What of the next principle, namely the election and recall of all officials? This lasted slightly longer, namely around 5 months. By March of 1918, the Bolsheviks started a systematic campaign against the elective principle in the workplace, in the military and even in the soviets. In the workplace, Lenin was arguing for appointed one-man managers "vested with dictatorial powers" by April 1918 (see section 10). In the military, Trotsky simply decreed the end of elected officers in favour of appointed officers (see section 14). And as far as the soviets go, the Bolsheviks were refusing to hold elections because they "feared that the opposition parties would show gains." When elections were held, "Bolshevik armed force usually overthrew the results" in provincial towns. Moreover, the Bolsheviks "pack[ed] local soviets" with representatives of organisations they controlled "once they could not longer count on an electoral majority." [Samuel Farber, Before Stalinism, p. 22, p. 24 and p. 33] This gerrymandering was even practised at the all-Russian soviet congress (see section 6 for full details of this Bolshevik onslaught against the soviets). So much for competition among the parties within the soviets! And as far as the right of recall went, the Bolsheviks only supported this when the workers were recalling the opponents of the Bolsheviks, not when the workers were recalling them.
In summary, in under six months the Bolsheviks had replaced election of "all officials" by appointment from above in many areas of life. Democracy had simply being substituted by appointed from above (see section 4 of the appendix on "How did Bolshevik ideology contribute to the failure of the Revolution?"for the deeply undemocratic reasoning used to justify this top-down and autocratic system of so-called democracy).

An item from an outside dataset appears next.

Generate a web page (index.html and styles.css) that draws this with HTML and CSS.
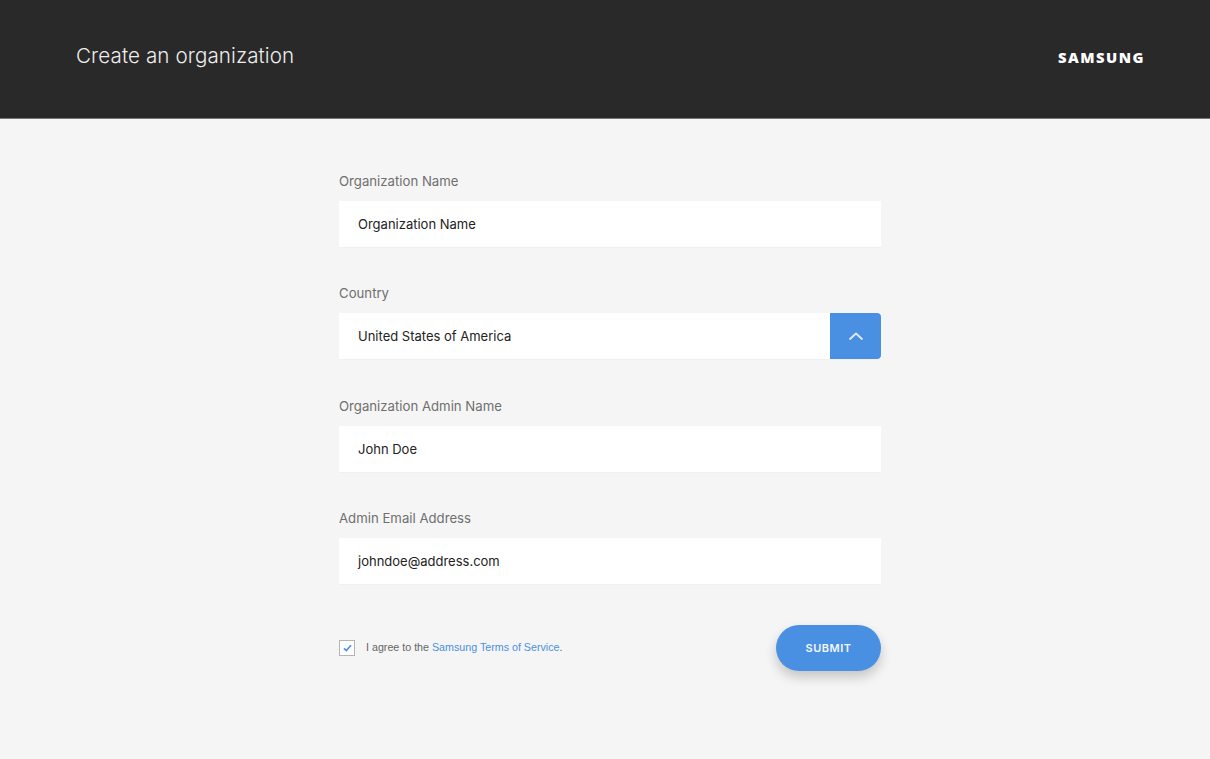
FILE: index.html
```html
<!DOCTYPE html>
<html lang="en">
<head>
<meta charset="utf-8">
<title>Create an organization</title>
<link rel="stylesheet" href="styles.css">
</head>
<body>
<header class="topbar">
  <h1 class="title">Create an organization</h1>
  <div class="logo">SAMSUNG</div>
</header>
<main class="page">
  <form class="form">
    <div class="field">
      <label class="label">Organization Name</label>
      <div class="input">Organization Name</div>
    </div>
    <div class="field">
      <label class="label">Country</label>
      <div class="input select">
        <span class="select-value">United States of America</span>
        <span class="select-btn">
          <svg width="14" height="8" viewBox="0 0 14 8" fill="none"><path d="M1 7L7 1.5L13 7" stroke="#dfeafa" stroke-width="1.8" stroke-linecap="round" stroke-linejoin="round"/></svg>
        </span>
      </div>
    </div>
    <div class="field">
      <label class="label">Organization Admin Name</label>
      <div class="input">John Doe</div>
    </div>
    <div class="field">
      <label class="label">Admin Email Address</label>
      <div class="input">johndoe@address.com</div>
    </div>
    <div class="actions">
      <div class="agree">
        <span class="check">
          <svg width="9" height="8" viewBox="0 0 9 8" fill="none"><path d="M1 4.4L3.3 6.5L8 1.2" stroke="#4a90e2" stroke-width="1.6"/></svg>
        </span>
        <span class="agree-text">I agree to the <a class="link">Samsung Terms of Service</a>.</span>
      </div>
      <div class="submit">SUBMIT</div>
    </div>
  </form>
</main>
</body>
</html>
```

FILE: styles.css
```css
* { box-sizing: border-box; }
html, body { margin: 0; height: 100%; }
body {
  background: #f5f5f5;
  font-family: "Inter", "Noto Sans", sans-serif;
  overflow: hidden;
}
.topbar {
  height: 119px;
  background: #292929;
  border-bottom: 1px solid #777;
  padding: 0 65px 7px 76px;
  display: flex;
  align-items: center;
  justify-content: space-between;
}
.title {
  margin: 0;
  font-size: 20.6px;
  font-weight: 300;
  color: #eee;
  letter-spacing: 0.1px;
}
.logo {
  font-family: "Open Sans", sans-serif;
  font-weight: 800;
  font-size: 14.8px;
  letter-spacing: 1.5px;
  color: #fff;
  margin-top: 2px;
}
.page { padding: 54px 0 0 339px; }
.form { width: 542px; }
.field { height: 112.4px; }
.label {
  display: block;
  height: 28px;
  line-height: 16px;
  font-size: 13.2px;
  color: #6f6f6f;
}
.input {
  height: 46px;
  background: #fff;
  padding-left: 19px;
  display: flex;
  align-items: center;
  font-size: 13px;
  font-weight: 400;
  color: #222;
  box-shadow: 0 1px 1px rgba(0,0,0,0.02);
}
.select { padding-right: 0; justify-content: space-between; }
.select-btn {
  width: 51px;
  height: 46px;
  background: #4a90e2;
  border-radius: 0 4px 4px 0;
  display: flex;
  align-items: center;
  justify-content: center;
}
.actions {
  display: flex;
  align-items: center;
  justify-content: space-between;
  margin-top: 2px;
}
.agree { display: flex; align-items: center; gap: 11px; }
.check {
  width: 16px;
  height: 16px;
  background: #fff;
  border: 1px solid #b5b5b5;
  display: flex;
  align-items: center;
  justify-content: center;
}
.agree-text {
  font-family: "Liberation Sans", sans-serif;
  font-size: 10.7px;
  color: #666;
  margin-top: -2px;
}
.link { color: #4a90e2; }
.submit {
  width: 105px;
  height: 46px;
  border-radius: 23px;
  background: #4a90e2;
  color: #f2f7fd;
  font-size: 11px;
  font-weight: 600;
  letter-spacing: 0.5px;
  display: flex;
  align-items: center;
  justify-content: center;
  box-shadow: 0 6px 12px rgba(0,0,0,0.2);
}
```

The idea that different parties could compete for votes in the soviets (or elsewhere) was similarly curtailed and finally abolished.
Then there was the elimination of bureaucracy. As we show in section 7 of the appendix on "How did Bolshevik ideology contribute to the failure of the Revolution?", a new bureaucratic and centralised system quickly emerged. Rather than immediately cutting the size and power of the bureaucracy, it steadily grew. It soon became the real power in the state (and, ultimately, in the 1920s became the social base for the rise of Stalin). Moreover, with the concentration of power in the hands of the Bolshevik government, the "essence" of bureaucracy remained as the party leaders became "privileged persons divorced from the masses and superior to the masses." They were, for example, more than happy to justify their suppression of military democracy in terms of them knowing better than the general population what was best for them (see section 4 of the appendix on "How did Bolshevik ideology contribute to the failure of the Revolution?" for details).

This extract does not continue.